For years, car buyers in the U.S. worshipped Toyota. It was hyped as the most reliable, most trustworthy, safest, requiring the least maintenance, happiest car around. The Consumer's magazines rated it through the roof. Miles of column inches of hyperbole praised Toyota's high technology and standards and the absolute trustworthiness of the Japanese manafacturers. It was almost an article of religion that they were beyond reproach when it came to integrity. If they failed, legend had it, they would lose face and be forced to eviscerate themselves, so they adhered to a strict policy of high ethics.
Because we largely believed that line, Americans bought Toyotas when Fords or Chevys might have actually been better -- to the point that we almost put the American car-makers out of business. Some of them did go under. So what if the Japanese models were more expensive? So what if we were putting our own people out of work? It was a matter of integrity. We trusted the Japanese cars. We believed Detroit made drek. We bought accordingly.

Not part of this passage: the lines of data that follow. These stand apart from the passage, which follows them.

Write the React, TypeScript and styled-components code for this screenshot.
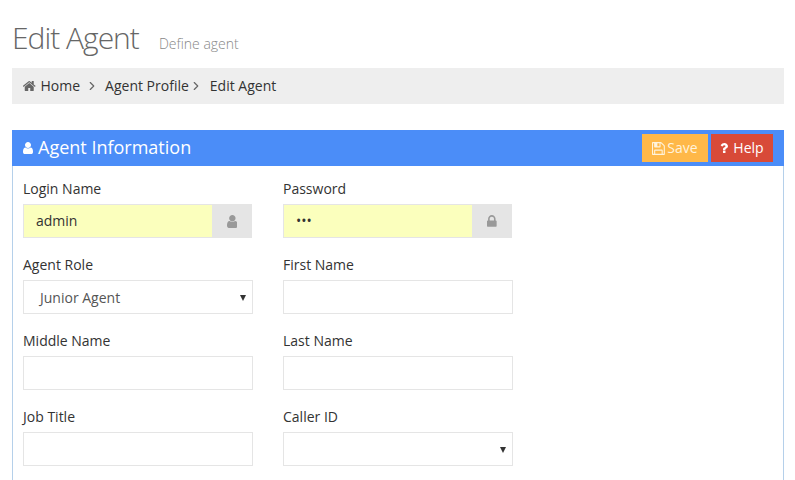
import React from "react";
import styled, { createGlobalStyle } from "styled-components";
import { ChevronRight } from "lucide-react";

const GlobalStyle = createGlobalStyle`
  html, body {
    margin: 0;
    padding: 0;
    background: #ffffff;
    overflow: hidden;
  }
  body {
    font-family: "Open Sans", "Liberation Sans", sans-serif;
    font-size: 14px;
    color: #333333;
  }
`;

// Font Awesome 4 shapes, viewBox cropped to the width of each glyph
const glyphs = {
  home: {
    x: 97,
    w: 1600,
    d: "M1472 992v480q0 26-19 45t-45 19h-384v-384h-256v384h-384q-26 0-45-19t-19-45v-480q0-1 .5-3t.5-3l575-474 575 474q1 2 1 6zm223-69l-62 74q-8 9-21 11h-3q-13 0-21-7l-692-577-692 577q-12 8-24 7-13-2-21-11l-62-74q-8-10-7-23.5t11-21.5l719-599q32-26 76-26t76 26l244 204v-195q0-14 9-23t23-9h192q14 0 23 9t9 23v408l219 182q10 8 11 21.5t-7 23.5z",
  },
  user: {
    x: 256,
    w: 1280,
    d: "M1536 1399q0 109-62.5 187t-150.5 78h-854q-88 0-150.5-78t-62.5-187q0-85 8.5-160.5t31.5-152 58.5-131 94-89 134.5-34.5q131 128 313 128t313-128q76 0 134.5 34.5t94 89 58.5 131 31.5 152 8.5 160.5zm-256-887q0 159-112.5 271.5t-271.5 112.5-271.5-112.5-112.5-271.5 112.5-271.5 271.5-112.5 271.5 112.5 112.5 271.5z",
  },
  lock: {
    x: 320,
    w: 1152,
    d: "M640 768h512v-192q0-106-75-181t-181-75-181 75-75 181v192zm832 96v576q0 40-28 68t-68 28h-960q-40 0-68-28t-28-68v-576q0-40 28-68t68-28h32v-192q0-184 132-316t316-132 316 132 132 316v192h32q40 0 68 28t28 68z",
  },
  save: {
    x: 128,
    w: 1536,
    d: "M512 1536h768v-384h-768v384zm896 0h128v-896q0-14-10-38.5t-20-34.5l-281-281q-10-10-34-20t-39-10v416q0 40-28 68t-68 28h-576q-40 0-68-28t-28-68v-416h-128v1280h128v-416q0-40 28-68t68-28h832q40 0 68 28t28 68v416zm-384-928v-320q0-13-9.5-22.5t-22.5-9.5h-192q-13 0-22.5 9.5t-9.5 22.5v320q0 13 9.5 22.5t22.5 9.5h192q13 0 22.5-9.5t9.5-22.5zm640 32v928q0 40-28 68t-68 28h-1344q-40 0-68-28t-28-68v-1344q0-40 28-68t68-28h928q40 0 88 20t76 48l280 280q28 28 48 76t20 88z",
  },
  question: {
    x: 388,
    w: 1020,
    d: "M1088 1256v240q0 16-12 28t-28 12h-240q-16 0-28-12t-12-28v-240q0-16 12-28t28-12h240q16 0 28 12t12 28zm316-600q0 54-15.5 101t-35 76.5-55 59.5-57.5 43.5-61 35.5q-41 23-68.5 65t-27.5 67q0 17-12 32.5t-28 15.5h-240q-15 0-25.5-18.5t-10.5-37.5v-45q0-83 65-156.5t143-108.5q59-27 84-56t25-76q0-42-46.5-74t-107.5-32q-65 0-108 29-35 25-107 115-13 16-31 16-12 0-25-8l-164-125q-13-10-15.5-25t5.5-28q160-266 464-266 80 0 161 31t146 83 106 127.5 41 158.5z",
  },
};

const Glyph: React.FC<{ name: keyof typeof glyphs; size: number }> = ({ name, size }) => {
  const g = glyphs[name];
  return (
    <svg
      width={(g.w / 1792) * size}
      height={size}
      viewBox={`${g.x} 0 ${g.w} 1792`}
      fill="currentColor"
    >
      <path d={g.d} />
    </svg>
  );
};

const Page = styled.div`
  width: 795px;
  height: 480px;
  box-sizing: border-box;
  padding: 0 11px 0 12px;
  overflow: hidden;
`;

const PageHeader = styled.div`
  display: flex;
  align-items: baseline;
  height: 68px;
  box-sizing: border-box;
  padding-top: 17px;
`;

const Title = styled.h1`
  margin: 0;
  font-size: 30px;
  line-height: 42px;
  font-weight: 300;
  color: #666666;
  letter-spacing: -1px;
`;

const Subtitle = styled.small`
  margin-left: 20px;
  font-size: 14px;
  font-weight: 300;
  color: #888888;
`;

const Breadcrumb = styled.div`
  display: flex;
  align-items: center;
  height: 36px;
  box-sizing: border-box;
  padding: 0 0 2px 11px;
  background: #eeeeee;
  color: #333333;
  font-size: 14px;
  margin-bottom: 26px;
`;

const Crumb = styled.span`
  display: flex;
  align-items: center;
  gap: 5px;
  svg {
    color: #666666;
    margin-top: 2px;
  }
`;

const CrumbSep = styled(ChevronRight)<{ $left: number; $right: number }>`
  color: #666666;
  margin: 2px ${(p) => p.$right}px 0 ${(p) => p.$left}px;
`;

const Panel = styled.section`
  border: 1px solid #b5d0ea;
  border-top: 0;
  height: 400px;
`;

const PanelHeader = styled.div`
  display: flex;
  align-items: center;
  justify-content: space-between;
  height: 36px;
  margin: 0 -1px;
  padding: 0 11px 0 11px;
  background: #4b8df8;
  color: #ffffff;
`;

const PanelTitle = styled.div`
  display: flex;
  align-items: center;
  gap: 5px;
  font-size: 18px;
  padding-bottom: 2px;
  svg {
    margin-top: 2px;
  }
`;

const Actions = styled.div`
  display: flex;
  gap: 3px;
`;

const ActionButton = styled.button<{ $bg: string; $fg: string; $width: number; $gap: number }>`
  display: flex;
  align-items: center;
  justify-content: center;
  gap: ${(p) => p.$gap}px;
  height: 28px;
  width: ${(p) => p.$width}px;
  padding: 0 0 2px;
  border: 0;
  background: ${(p) => p.$bg};
  color: ${(p) => p.$fg};
  font-family: inherit;
  font-size: 14px;
  svg {
    margin-top: 2px;
  }
`;

const FormGrid = styled.div`
  display: grid;
  grid-template-columns: 230px 230px;
  column-gap: 30px;
  row-gap: 17px;
  padding: 13px 10px 0;
`;

const Field = styled.div`
  display: flex;
  flex-direction: column;
`;

const Label = styled.label`
  height: 25px;
  line-height: 20px;
  font-size: 14px;
  color: #333333;
`;

const InputGroup = styled.div`
  display: flex;
  height: 34px;
  width: 229px;
`;

const Input = styled.input<{ $filled?: boolean; $grow?: boolean }>`
  flex: ${(p) => (p.$grow ? "1" : "none")};
  min-width: 0;
  height: 34px;
  box-sizing: border-box;
  padding: 0 12px 2px;
  border: 1px solid #e5e5e5;
  border-radius: 0;
  outline: none;
  background: ${(p) => (p.$filled ? "#fbffbd" : "#ffffff")};
  color: #333333;
  font-family: inherit;
  font-size: 14px;
`;

const Addon = styled.span`
  display: flex;
  align-items: center;
  justify-content: center;
  width: 39px;
  padding-right: 1px;
  box-sizing: border-box;
  background: #e5e5e5;
  color: #999999;
`;

const SelectBox = styled.div`
  position: relative;
  height: 34px;
  box-sizing: border-box;
  display: flex;
  align-items: center;
  padding: 0 16px;
  border: 1px solid #e5e5e5;
  color: #555555;
  font-size: 14px;
  &::after {
    content: "";
    position: absolute;
    right: 6px;
    top: 14px;
    border-left: 3px solid transparent;
    border-right: 3px solid transparent;
    border-top: 6px solid #333333;
  }
`;

const App: React.FC = () => {
  return (
    <Page>
      <GlobalStyle />
      <PageHeader>
        <Title>Edit Agent</Title>
        <Subtitle>Define agent</Subtitle>
      </PageHeader>
      <Breadcrumb>
        <Crumb>
          <Glyph name="home" size={14} />
          Home
        </Crumb>
        <CrumbSep size={14} $left={5} $right={6} />
        <Crumb>Agent Profile</Crumb>
        <CrumbSep size={14} $left={0} $right={7} />
        <Crumb>Edit Agent</Crumb>
      </Breadcrumb>
      <Panel>
        <PanelHeader>
          <PanelTitle>
            <Glyph name="user" size={14} />
            Agent Information
          </PanelTitle>
          <Actions>
            <ActionButton $bg="#ffb848" $fg="#fff3dc" $width={66} $gap={2}>
              <Glyph name="save" size={15} />
              Save
            </ActionButton>
            <ActionButton $bg="#d84a38" $fg="#ffffff" $width={62} $gap={5}>
              <Glyph name="question" size={14} />
              Help
            </ActionButton>
          </Actions>
        </PanelHeader>
        <FormGrid>
          <Field>
            <Label>Login Name</Label>
            <InputGroup>
              <Input $filled $grow readOnly value="admin" />
              <Addon>
                <Glyph name="user" size={15} />
              </Addon>
            </InputGroup>
          </Field>
          <Field>
            <Label>Password</Label>
            <InputGroup>
              <Input $filled $grow readOnly type="password" value="abc" />
              <Addon>
                <Glyph name="lock" size={15} />
              </Addon>
            </InputGroup>
          </Field>
          <Field>
            <Label>Agent Role</Label>
            <SelectBox>Junior Agent</SelectBox>
          </Field>
          <Field>
            <Label>First Name</Label>
            <Input readOnly />
          </Field>
          <Field>
            <Label>Middle Name</Label>
            <Input readOnly />
          </Field>
          <Field>
            <Label>Last Name</Label>
            <Input readOnly />
          </Field>
          <Field>
            <Label>Job Title</Label>
            <Input readOnly />
          </Field>
          <Field>
            <Label>Caller ID</Label>
            <SelectBox />
          </Field>
        </FormGrid>
      </Panel>
    </Page>
  );
};

export default App;
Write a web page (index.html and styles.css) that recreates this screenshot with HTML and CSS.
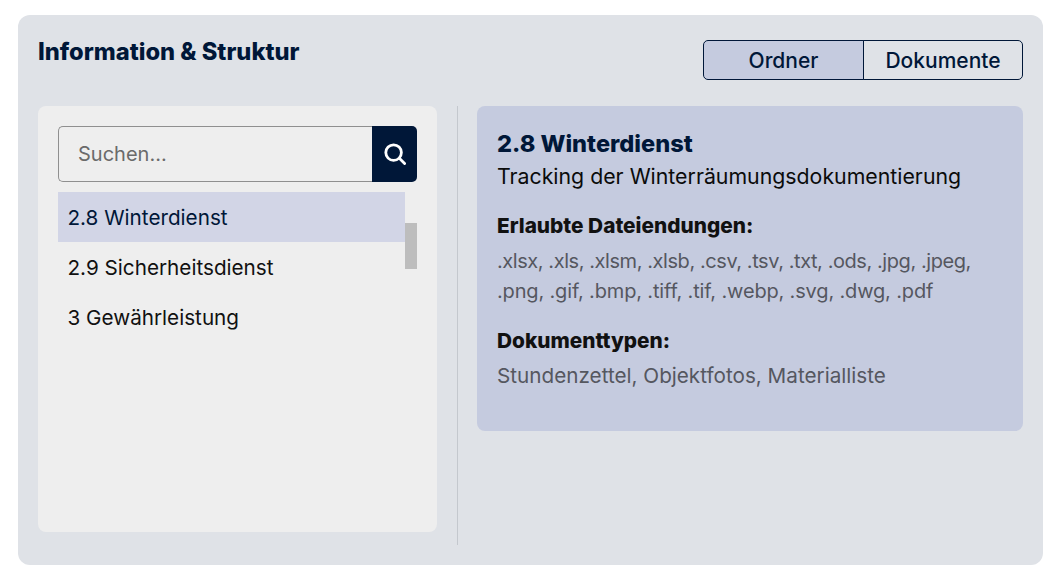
FILE: index.html
```html
<!DOCTYPE html>
<html lang="de">
<head>
<meta charset="utf-8">
<title>Information &amp; Struktur</title>
<link rel="stylesheet" href="styles.css">
</head>
<body>
<main class="card">
  <header class="card-head">
    <h1 class="card-title">Information &amp; Struktur</h1>
    <div class="toggle">
      <button class="toggle-btn toggle-btn-ordner is-active">Ordner</button>
      <button class="toggle-btn toggle-btn-dok">Dokumente</button>
    </div>
  </header>
  <div class="columns">
    <section class="tree-panel">
      <div class="search">
        <div class="search-input">Suchen...</div>
        <button class="search-btn" aria-label="Suchen">
          <svg width="22" height="22" viewBox="0 0 22 22" fill="none" stroke="#fff" stroke-width="2.8" stroke-linecap="round"><circle cx="9.6" cy="9.6" r="7.8"/><path d="M15.6 15.6 20.6 20.6"/></svg>
        </button>
      </div>
      <div class="list-wrap">
        <ul class="list">
          <li class="list-item is-selected">2.8 Winterdienst</li>
          <li class="list-item">2.9 Sicherheitsdienst</li>
          <li class="list-item">3 Gewährleistung</li>
        </ul>
        <div class="scrollbar"><div class="scroll-thumb"></div></div>
      </div>
    </section>
    <div class="divider"></div>
    <section class="info-panel">
      <h2 class="info-title">2.8 Winterdienst</h2>
      <p class="info-sub">Tracking der Winterräumungsdokumentierung</p>
      <h3 class="info-label">Erlaubte Dateiendungen:</h3>
      <p class="info-text">
        <span class="ext-line ext-line-first">.xlsx, .xls, .xlsm, .xlsb, .csv, .tsv, .txt, .ods, .jpg, .jpeg,</span>
        <span class="ext-line ext-line-second">.png, .gif, .bmp, .tiff, .tif, .webp, .svg, .dwg, .pdf</span>
      </p>
      <h3 class="info-label">Dokumenttypen:</h3>
      <p class="info-text">Stundenzettel, Objektfotos, Materialliste</p>
    </section>
  </div>
</main>
</body>
</html>
```

FILE: styles.css
```css
* { box-sizing: border-box; }
html, body { margin: 0; padding: 0; background: #fff; }
body {
  padding: 15px 2px 16px 18px;
  height: 581px;
  overflow: hidden;
  font-family: Inter, "Noto Sans", sans-serif;
  color: #111;
}
.card {
  height: 550px;
  background: #dfe2e7;
  border-radius: 12px;
  padding: 20px 20px 20px;
}
.card-head {
  display: flex;
  justify-content: space-between;
  align-items: flex-start;
  height: 71px;
}
.card-title {
  margin: 4px 0 0;
  font-size: 23.7px;
  line-height: 26px;
  font-weight: 800;
  color: #001738;
}
.toggle { display: flex; margin-top: 5px; }
.toggle-btn {
  height: 40px;
  font: 500 21px/1 Inter, "Noto Sans", sans-serif;
  color: #001738;
  border: 1px solid #001738;
  background: transparent;
  padding: 0;
}
.toggle-btn-ordner { width: 161px; border-radius: 5px 0 0 5px; }
.toggle-btn-dok { width: 160px; margin-left: -1px; border-radius: 0 5px 5px 0; }
.is-active { background: #c5cbdf; }
.columns { display: flex; align-items: flex-start; }
.tree-panel {
  width: 399px;
  height: 426px;
  background: #eeeeee;
  border-radius: 8px;
  padding: 20px;
}
.search { display: flex; height: 56px; }
.search-input {
  flex: 1;
  border: 1px solid #8f8f8f;
  border-right: 0;
  border-radius: 5px 0 0 5px;
  padding-left: 19px;
  font-size: 20px;
  line-height: 54px;
  color: #6a6a6a;
}
.search-btn {
  width: 45px;
  border: 0;
  padding: 0;
  background: #001738;
  border-radius: 0 5px 5px 0;
  display: flex;
  align-items: center;
  justify-content: center;
}
.list-wrap { display: flex; margin-top: 10px; }
.list { list-style: none; margin: 0; padding: 0; width: 347px; }
.list-item {
  height: 50px;
  line-height: 52px;
  padding-left: 9.5px;
  font-size: 20.7px;
  color: #111;
}
.is-selected { background: #d2d5e6; color: #001738; }
.scrollbar { width: 12px; padding-top: 31px; }
.scroll-thumb { height: 46px; background: #bdbdbd; }
.divider {
  width: 1px;
  height: 439px;
  margin: 0 19px 0 20px;
  background: #c4c8ce;
}
.info-panel {
  width: 546px;
  height: 325px;
  background: #c5cbdf;
  border-radius: 8px;
  padding: 23px 20px 0;
}
.info-title {
  margin: 0;
  font-size: 23.6px;
  line-height: 30px;
  font-weight: 800;
  color: #001738;
}
.info-sub {
  margin: 2px 0 0;
  font-size: 21.3px;
  line-height: 30px;
  color: #0b0b0b;
}
.info-label {
  margin: 20px 0 0;
  font-size: 20.8px;
  line-height: 30px;
  font-weight: 800;
  color: #111;
}
.info-text {
  margin: 5px 0 0;
  font-size: 20.7px;
  line-height: 30px;
  color: #55575f;
}
.ext-line { display: block; font-size: 20px; white-space: nowrap; }
.ext-line-first { letter-spacing: -0.43px; }
.ext-line-second { letter-spacing: -0.16px; }
```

I read the reviews when I finally learned to drive at age 44. I needed a reliable car, and Toyota seemed to be the best and safest bet. I checked the consumer's journals for the best reviewed car and found the exact model and year they said would have the fewest problems of any car ever made. A Toyota, of course. In two years, it was totally rusted out and ready for the scrap heap. It got decent gas mileage, but the electrical problems they told me would never happen happened all the time. It was a disaster. Went straight to a Ford and never looked back. I would never buy a Toyota again if it meant having to ride a bicycle.
Toyota's ticket to ride in the U.S. was its impeccable reputation. Maybe there was a reason for it at one time, though I am skeptical, given my experience in the early1980s. Now that the nasty underbelly has been revealed, with Toyota's attempt to cover up a massive and dangerous design failure by blaming it on floor mats, that impeccable reputation is tarnished beyond repair. Who will ever believe the hype again?
Once we've seen the wizard, Oz no longer glistens in our eyes. There's no place like home, and Detroit is looking very homey, these disillusioned days.